After a military coup in 1960, Mr. Demirel’s political ambitions were encouraged by armed forces commanders who wanted to turn the government over to civilians, whom they believed they could control. In 1965, he was elected prime minister, the country’s youngest at 40.
Perhaps mindful of the fate of Adnan Menderes, the prime minister overthrown by the military and hanged, Mr. Demirel worked closely with the officers who had seized power. Still, violence shook the country, with political gangs staging killings, bombings and kidnappings.

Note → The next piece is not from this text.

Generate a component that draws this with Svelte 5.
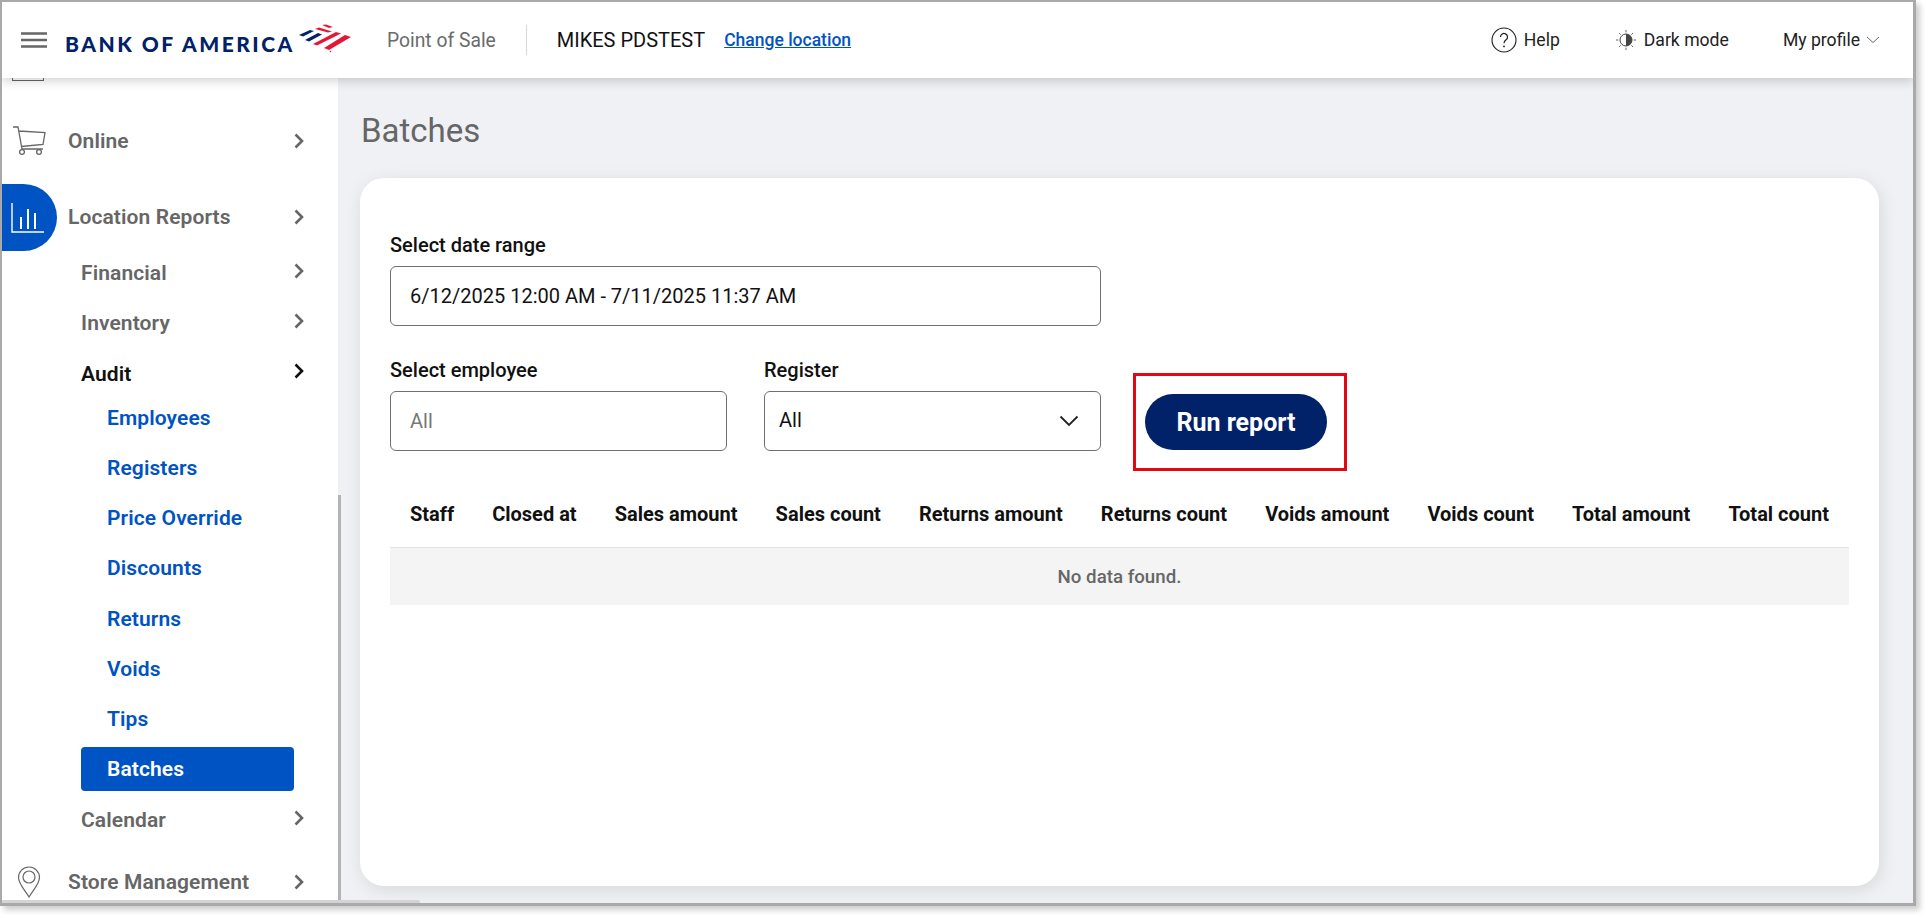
<script lang="ts">
	const upperSubs = ['Financial', 'Inventory'];
	const auditLinks = ['Employees', 'Registers', 'Price Override', 'Discounts', 'Returns', 'Voids', 'Tips'];
	const columns = [
		'Staff',
		'Closed at',
		'Sales amount',
		'Sales count',
		'Returns amount',
		'Returns count',
		'Voids amount',
		'Voids count',
		'Total amount',
		'Total count'
	];
</script>

<div class="shot">
	<div class="frame">
		<header class="topbar">
			<svg class="burger" viewBox="0 0 26 16" aria-hidden="true">
				<path d="M0 1.500h26M0 8h26M0 14.500h26" stroke="#666" stroke-width="2.400" />
			</svg>
			<div class="logo">
				<span class="logo-text">BANK OF AMERICA</span>
				<svg class="flag" viewBox="0 0 62 38" aria-hidden="true">
					<path d="M27 5l4-.6 7 2.600-4 1z" fill="#e31837" />
					<path d="M20 9l4-1.500 13 4-4 1z" fill="#e31837" />
					<path d="M4 15l11-5 4 1-11 5.500z" fill="#012169" />
					<path d="M10 20l13-7 4 1.500-13 7z" fill="#012169" />
					<path d="M18 24l23-12 5 1.500-24 12z" fill="#e31837" />
					<path d="M29 28l21-13 6 2-22 13z" fill="#e31837" />
					<circle cx="35.500" cy="31.500" r="0.800" fill="#e31837" />
				</svg>
			</div>
			<span class="pos">Point of Sale</span>
			<span class="divider"></span>
			<span class="store">MIKES PDSTEST</span>
			<a class="change" href="#top">Change location</a>
			<div class="top-right">
				<span class="top-item help">
					<svg viewBox="0 0 26 26" width="26" height="26" aria-hidden="true">
						<circle cx="13" cy="13" r="12" fill="none" stroke="#222" stroke-width="1.100" />
						<path d="M9.500 10a3.500 3.500 0 1 1 5.600 2.800c-1.300 1-2.100 1.700-2.100 3.400" fill="none" stroke="#222" stroke-width="1.200" />
						<circle cx="13" cy="19.400" r="0.900" fill="#222" />
					</svg>
					Help
				</span>
				<span class="top-item dark">
					<svg viewBox="0 0 22 22" width="22" height="22" aria-hidden="true">
						<circle cx="11" cy="11" r="6" fill="none" stroke="#444" stroke-width="1" />
						<path d="M11 5a6 6 0 0 1 0 12z" fill="#444" />
						<path d="M11 1v2.400M11 18.600V21M1 11h2.400M18.600 11H21M4 4l1.600 1.600M16.400 16.400L18 18M4 18l1.600-1.600M16.400 5.600L18 4" stroke="#666" stroke-width="1" />
					</svg>
					Dark mode
				</span>
				<span class="top-item profile">
					My profile
					<svg viewBox="0 0 14 8" width="14" height="8" aria-hidden="true">
						<path d="M1 1l6 5.500L13 1" fill="none" stroke="#666" stroke-width="1" />
					</svg>
				</span>
			</div>
		</header>

		<div class="body">
			<nav class="sidebar">
				<div class="clipped-icon"></div>
				<div class="nav-top online">
					<svg class="nav-icon" viewBox="0 0 34 30" aria-hidden="true">
						<path d="M1 1h5l4 22h21M7 5l26 1.500-2 12-22 2" fill="none" stroke="#666" stroke-width="1.300" />
						<circle cx="10" cy="26" r="2.400" fill="none" stroke="#666" stroke-width="1.300" />
						<circle cx="27" cy="26" r="2.400" fill="none" stroke="#666" stroke-width="1.300" />
					</svg>
					<span>Online</span>
					<svg class="chev" viewBox="0 0 10 16" aria-hidden="true"><path d="M1.500 1.500L8 8l-6.500 6.500" /></svg>
				</div>
				<div class="nav-top reports">
					<span class="pill">
						<svg viewBox="0 0 34 30" width="34" height="30" aria-hidden="true">
							<path d="M1 0v29h32" fill="none" stroke="#fff" stroke-width="1.400" />
							<path d="M10 14v12M17 6v20M24 10v16" stroke="#fff" stroke-width="2" />
						</svg>
					</span>
					<span class="reports-label">Location Reports</span>
					<svg class="chev" viewBox="0 0 10 16" aria-hidden="true"><path d="M1.500 1.500L8 8l-6.500 6.500" /></svg>
				</div>
				{#each upperSubs as label}
					<div class="nav-sub">
						<span>{label}</span>
						<svg class="chev" viewBox="0 0 10 16" aria-hidden="true"><path d="M1.500 1.500L8 8l-6.500 6.500" /></svg>
					</div>
				{/each}
				<div class="nav-sub audit">
					<span>Audit</span>
					<svg class="chev" viewBox="0 0 10 16" aria-hidden="true"><path d="M1.500 1.500L8 8l-6.500 6.500" /></svg>
				</div>
				{#each auditLinks as link}
					<a class="nav-link" href="#top">{link}</a>
				{/each}
				<a class="nav-link active" href="#top">Batches</a>
				<div class="nav-sub calendar">
					<span>Calendar</span>
					<svg class="chev" viewBox="0 0 10 16" aria-hidden="true"><path d="M1.500 1.500L8 8l-6.500 6.500" /></svg>
				</div>
				<div class="nav-top store-mgmt">
					<svg class="nav-icon pin" viewBox="0 0 24 32" aria-hidden="true">
						<path d="M12 31C8 24 1.500 18 1.500 11.500a10.500 10.500 0 0 1 21 0C22.500 18 16 24 12 31z" fill="none" stroke="#666" stroke-width="1.200" />
						<circle cx="12" cy="11" r="6" fill="none" stroke="#666" stroke-width="1.200" />
					</svg>
					<span>Store Management</span>
					<svg class="chev" viewBox="0 0 10 16" aria-hidden="true"><path d="M1.500 1.500L8 8l-6.500 6.500" /></svg>
				</div>
			</nav>

			<main class="main">
				<h1>Batches</h1>
				<section class="card">
					<div class="field date">
						<span class="field-label">Select date range</span>
						<span class="box">6/12/2025 12:00 AM - 7/11/2025 11:37 AM</span>
					</div>
					<div class="filters">
						<div class="field employee">
							<span class="field-label">Select employee</span>
							<span class="box placeholder">All</span>
						</div>
						<div class="field register">
							<span class="field-label">Register</span>
							<span class="box select">
								<span class="select-value">All</span>
								<svg viewBox="0 0 20 12" width="20" height="12" aria-hidden="true">
									<path d="M1.500 1.500L10 10l8.500-8.500" fill="none" stroke="#222" stroke-width="1.800" />
								</svg>
							</span>
						</div>
						<div class="run-wrap">
							<button class="run" type="button">Run report</button>
						</div>
					</div>
					<div class="thead">
						{#each columns as col}
							<span>{col}</span>
						{/each}
					</div>
					<div class="empty">No data found.</div>
				</section>
			</main>
			<div class="scroll-thumb"></div>
			<div class="h-thumb"></div>
		</div>
	</div>
</div>

<style>
	:global(body) {
		margin: 0;
		background: #fff;
		font-family: Roboto, 'Liberation Sans', sans-serif;
	}
	.shot {
		width: 1928px;
		height: 918px;
		overflow: hidden;
	}
	.frame {
		width: 1916px;
		height: 906px;
		box-sizing: border-box;
		border: 2px solid #a9a9a9;
		border-right-width: 3px;
		border-bottom-width: 3px;
		box-shadow: 4px 4px 6px rgba(0, 0, 0, 0.2);
		background: #f0f1f5;
		display: flex;
		flex-direction: column;
		overflow: hidden;
	}
	.topbar {
		height: 76px;
		flex: none;
		display: flex;
		align-items: center;
		background: #fff;
		box-shadow: 0 3px 10px rgba(0, 0, 0, 0.18);
		position: relative;
		z-index: 2;
		padding-left: 19px;
		box-sizing: border-box;
	}
	.burger {
		width: 26px;
		height: 16px;
		flex: none;
	}
	.logo {
		display: flex;
		align-items: center;
		margin-left: 18px;
		width: 289px;
		flex: none;
	}
	.logo-text {
		font-family: Lato, Roboto, sans-serif;
		font-weight: 900;
		font-size: 21px;
		letter-spacing: 2.500px;
		color: #012169;
		margin-top: 7px;
		white-space: nowrap;
	}
	.flag {
		width: 62px;
		height: 38px;
		margin-top: -2px;
		flex: none;
	}
	.pos {
		font-size: 19.300px;
		color: #6b6b6b;
		margin-left: 33px;
		white-space: nowrap;
	}
	.divider {
		width: 1px;
		height: 30px;
		background: #d8d8d8;
		margin-left: 30px;
	}
	.store {
		font-size: 20px;
		color: #111;
		margin-left: 30px;
		white-space: nowrap;
	}
	.change {
		font-size: 17.500px;
		font-weight: 500;
		color: #0053c2;
		margin-left: 19px;
		white-space: nowrap;
	}
	.top-right {
		margin-left: auto;
		display: flex;
		align-items: center;
		padding-right: 33px;
	}
	.top-item {
		display: flex;
		align-items: center;
		gap: 7px;
		font-size: 17.600px;
		color: #222;
		white-space: nowrap;
	}
	.dark {
		margin-left: 55px;
	}
	.profile {
		margin-left: 54px;
		gap: 6px;
	}
	.body {
		flex: 1;
		display: flex;
		min-height: 0;
		position: relative;
	}
	.sidebar {
		width: 336px;
		flex: none;
		background: #fff;
		overflow: hidden;
		display: flex;
		flex-direction: column;
		align-items: stretch;
		box-sizing: border-box;
		padding-right: 34px;
	}
	.clipped-icon {
		flex: none;
		height: 3px;
		width: 32px;
		margin-left: 10px;
		border: 1px solid #666;
		border-top: 0;
		box-sizing: border-box;
	}
	.nav-top,
	.nav-sub {
		display: flex;
		align-items: center;
		flex: none;
		font-size: 21px;
		font-weight: 600;
		color: #666;
		letter-spacing: 0.1px;
		height: 44px;
		white-space: nowrap;
	}
	.nav-icon {
		flex: none;
		width: 34px;
		height: 30px;
		margin: 0 22px 0 10px;
	}
	.pin {
		width: 24px;
		height: 32px;
		margin: 0 27px 0 15px;
	}
	.online {
		margin-top: 38px;
	}
	.reports {
		margin-top: 21px;
		height: 67px;
	}
	.reports-label {
		margin-bottom: 2px;
	}
	.reports .chev {
		margin-bottom: 2px;
	}
	.store-mgmt {
		margin-top: 11.400px;
	}
	.pill {
		flex: none;
		width: 55px;
		height: 67px;
		margin-right: 11px;
		border-radius: 0 34px 34px 0;
		background: #0053c2;
		display: flex;
		align-items: center;
		justify-content: center;
		padding-right: 4px;
		box-sizing: border-box;
	}
	.chev {
		width: 10px;
		height: 16px;
		fill: none;
		stroke: #666;
		stroke-width: 2.600;
		margin-left: auto;
		flex: none;
	}
	.nav-sub {
		margin-left: 79px;
		margin-bottom: 6.300px;
	}
	.nav-sub .chev {
		transform: translateY(-2px);
	}
	.audit {
		color: #111;
		margin-bottom: 0;
	}
	.audit .chev {
		stroke: #111;
		transform: translateY(-3px);
	}
	.nav-link {
		display: block;
		flex: none;
		font-size: 21px;
		font-weight: 600;
		color: #0053c2;
		text-decoration: none;
		letter-spacing: 0.1px;
		margin-left: 79px;
		width: 213px;
		height: 44px;
		line-height: 44px;
		padding-left: 26px;
		box-sizing: border-box;
		margin-bottom: 6.300px;
	}
	.active {
		background: #0053c2;
		color: #fff;
		border-radius: 4px;
		margin-top: -1px;
		margin-bottom: 7.300px;
	}
	.scroll-thumb {
		position: absolute;
		left: 336px;
		top: 417px;
		bottom: 0;
		width: 3px;
		background: #b4b4b4;
	}
	.h-thumb {
		position: absolute;
		left: 0;
		bottom: 0;
		width: 418px;
		height: 3px;
		background: #d4d4d4;
		border-radius: 0 2px 0 0;
	}
	.main {
		flex: 1;
		min-width: 0;
		padding: 0 28px 0 23px;
	}
	h1 {
		margin: 0;
		font-size: 33px;
		font-weight: 400;
		color: #666;
		padding-top: 32px;
		line-height: 42px;
	}
	.card {
		margin-top: 26px;
		margin-left: -1px;
		width: 1519px;
		height: 708px;
		background: #fff;
		border-radius: 24px;
		box-shadow: 2px 4px 18px rgba(0, 0, 0, 0.1);
		padding: 55px 30px 0;
		box-sizing: border-box;
	}
	.field {
		display: block;
	}
	.field-label {
		display: block;
		font-size: 20px;
		font-weight: 500;
		color: #111;
		line-height: 24px;
		margin-bottom: 9px;
		white-space: nowrap;
	}
	.box {
		display: flex;
		align-items: center;
		box-sizing: border-box;
		height: 60px;
		border: 1px solid #6f6f6f;
		border-radius: 6px;
		padding: 0 19px;
		font-size: 20px;
		color: #111;
	}
	.date {
		width: 711px;
	}
	.filters {
		display: flex;
		margin-top: 32px;
	}
	.employee {
		width: 337px;
	}
	.register {
		width: 337px;
		margin-left: 37px;
	}
	.placeholder {
		color: #777;
	}
	.select {
		padding: 0 21px 0 14px;
		justify-content: space-between;
	}
	.select-value {
		margin-bottom: 2px;
	}
	.run-wrap {
		margin-left: 32px;
		box-sizing: border-box;
		width: 214px;
		height: 98px;
		border: 3px solid #e30613;
		padding: 18px 0 0 9px;
		margin-top: 15px;
		flex: none;
	}
	.run {
		width: 182px;
		height: 56px;
		border: 0;
		border-radius: 28px;
		background: #012169;
		color: #fff;
		font-family: inherit;
		font-size: 25px;
		font-weight: 700;
		padding: 0;
	}
	.thead {
		display: flex;
		justify-content: space-between;
		padding: 9px 20px 0;
		height: 77px;
		align-items: center;
		font-size: 20px;
		font-weight: 700;
		color: #111;
		border-bottom: 1px solid #e3e3e3;
		box-sizing: border-box;
		white-space: nowrap;
	}
	.empty {
		height: 57px;
		background: #f4f4f4;
		display: flex;
		align-items: center;
		justify-content: center;
		font-size: 18.700px;
		font-weight: 500;
		color: #666;
		box-sizing: border-box;
	}
</style>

Mr. Demirel’s coalition frayed, and on March 12, 1971, his military patrons demanded that he form a government that could “neutralize the current anarchical situation.” He resigned later that day, allowing the military to take control of the country once again.
After civilian rule was re-established in the late 1970s, Mr. Demirel served as head of three governments. It was during this period that Turkey fell into an economic crisis. Inept handling of foreign debts, compounded by the effects of increasing global oil prices, led to triple-digit inflation, a sharp rise in unemployment and a crash in industrial production. It took a decade for Turkey to make the structural changes — under the leadership of Prime Minister Turgut Ozal, a former Demirel protégé — that laid the basis for its current prosperity.
After the military staged its third coup in 1980, it banned Mr. Demirel and other party leaders from politics. The ban was lifted in 1987, and in 1991, Mr. Demirel became prime minister again.
Two years later, Mr. Ozal, then president, died of a heart attack. Mr. Demirel succeeded him, becoming the country’s ninth president. When his term expired in 2000, he tried and failed to have the Constitution amended to allow his re-election.
By that time, many younger Turks had come to view Mr. Demirel as a political figure worthy of scorn. When Parliament rejected the amendment, effectively ending his career, the left-leaning commentator Omer Madra wrote a newspaper column containing just two words: “I’m happy.” The rest of the column was left blank, suggesting that all Turks could understand the reason for his happiness.
Information on survivors was not immediately available. Mr. Demirel and his wife, Nazmiye, who died in 2013, had no children.
“He was always secretive, nontransparent and utterly defensive,” said Yavuz Baydar, a Turkish news commentator. “He was a true sort of Eastern politician with a Western outlook, closer to those of Central Asia than southeastern Europe, a local figure who deliberately stood away from globalism.”
The last years of Mr. Demirel’s career were marked by the emergence of Kurdish nationalism, which developed into civil war. He endorsed the military’s scorched-earth tactics, which included torture of detainees, the assassination of suspected militants and an absolute rejection of Kurdish demands.
“Demirel understood the art of Turkish politics better than anyone of his generation,” said Andrew Finkel, an American journalist who interviewed Mr. Demirel many times. “His flaw was that he was unable to put that understanding to good use.”
Mr. Demirel described his country as one dedicated to “tolerance andfreedom of opinion,” and insisted that “all Turkish citizens are fully free and have equal rights.” Yet he urged the Kurds to consider themselves Turks above all. Allowing them to maintain their ethnic identity, he warned, “would lead to the destabilization of Turkey.”
Mr. Demirel also followed the military’s lead in foreign affairs. He was ardently anti-Soviet and promoted good relations with the United States and Israel. When the German Parliament voted in 1992 to cut off military aid because of the harshness of the Kurdish conflict, he declared, “Today, the opinion of the West no longer interests us.”
Interviewers often asked Mr. Demirel how he justified jumping with such alacrity from one political position to another. He would reply, “Dun dundur, bugun bugundur,” which means “Yesterday was yesterday, today is today.” It became his best-known slogan.